Aus dem großen Fabio Capello wurde plötzlich ein bockiges Kind.
"Das ist doch alles nicht unsere Schuld, nicht meine Schuld. Wir waren exzellent", verkündete Russlands Nationaltrainer nach dem sieglosen Scheitern in der vermeintlich schwächsten WM-Gruppe. Capello verschränkte die Arme, stülpte die Unterlippe vor und schmollte.
Gut, beim 1:1 (1:0) im letzten Vorrundenspiel gegen Algerien in Curitiba zeigten die Russen ihre beste Turnierleistung. Für den für das Achtelfinale nötigen Sieg waren sie gegen die Underdog aus Nordafrika aber nicht stark genug. Dafür jedoch zog Capello alles und jeden zur Verantwortung. Und gab ein schwaches Bild für einen Trainer ab, der die Russen bis zur Heim-WM in vier Jahren zumindest in die erweiterte Weltspitze führen soll.
"Sie fragen mich, ob ich noch der richtige Mann für 2018 bin. Das sollten sie die Leute im Verband fragen", herrschte Capello einen englischen Journalisten an: "Und Sie sollten lieber dankbar sein: Ich habe Ihr Land 2010 zur WM und 2012 zur EM geführt. Und mit Russland habe ich mich erstmals seit zwölf Jahren für die Weltmeisterschaft qualifiziert. Ich denke, ich habe einen ziemlich guten Job gemacht." Ende der Durchsage.
Was der 68-Jährige dabei verschwieg: 2010 war er als Trainer der Engländer im Achtelfinale krachend an Deutschland gescheitert (1:4), 2012 nach Streitigkeiten mit dem Verband vor der EM beleidigt zurückgetreten.
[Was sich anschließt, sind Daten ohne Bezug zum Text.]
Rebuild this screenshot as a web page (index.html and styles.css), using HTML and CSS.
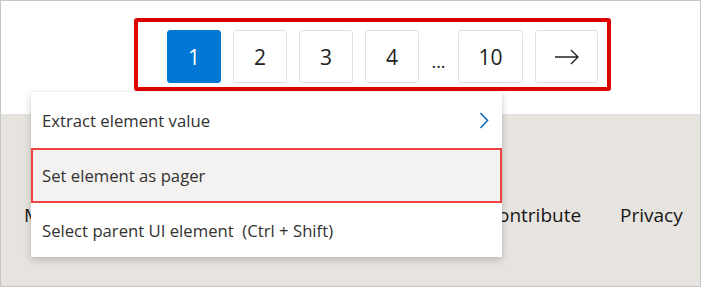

Und nun das WM-Aus mit Unentschieden gegen Südkorea und Algerien (jeweils 1:1) und einer Niederlage gegen Belgien (1:2).
Capello will bis 2018 weitermachen
Eine ziemlich dünne Bilanz für einen Trainer, der in Russland angeblich über acht Millionen Euro im Jahr verdient, pardon: erhält. Und das dürfte auch dem russischen Verband nicht entgangen sein. "Wenn der mich weiter haben will, mache ich auch weiter", sagte Capello, dessen Vertrag 2018 endet. 72 Jahre alt wäre er dann.
Altersweisheit legte er nach dem Remis gegen Algerien nicht an den Tag. Zunächst schimpfte er auf die Schiedsrichter: "Das war doch unser wahres Problem hier, deshalb sind wir ausgeschieden", polterte er, "gegen Belgien war das so, und heute gab es vor dem 1:1 auch ein Foul gegen uns. Nach dem Belgien-Spiel habe ich meinen Mund gehalten, das muss ich jetzt nicht mehr - wir sind ja nicht mehr bei der WM dabei."
Danach war es ein böser Fan: "Vor dem Ausgleich ist mein Torwart von einem Laserpointer geblendet worden, das konnte man auf den TV-Bildern klar sehen, dafür gibt es keine Entschuldigung."
Laserpointer sind eine schlimme Unsitte, aber dass sein Torwart Igor Akinfejew schon gegen Südkorea böse gepatzt hatte - für Capello kein Thema. Ebenso wenig die spielerischen Mängel, die mangelnde Durchschlagskraft im Sturm, das ideenlose Spiel. Dies einzugestehen, hätte Kraft und Größe erfordert. Dann schon lieber: Unterlippe vor.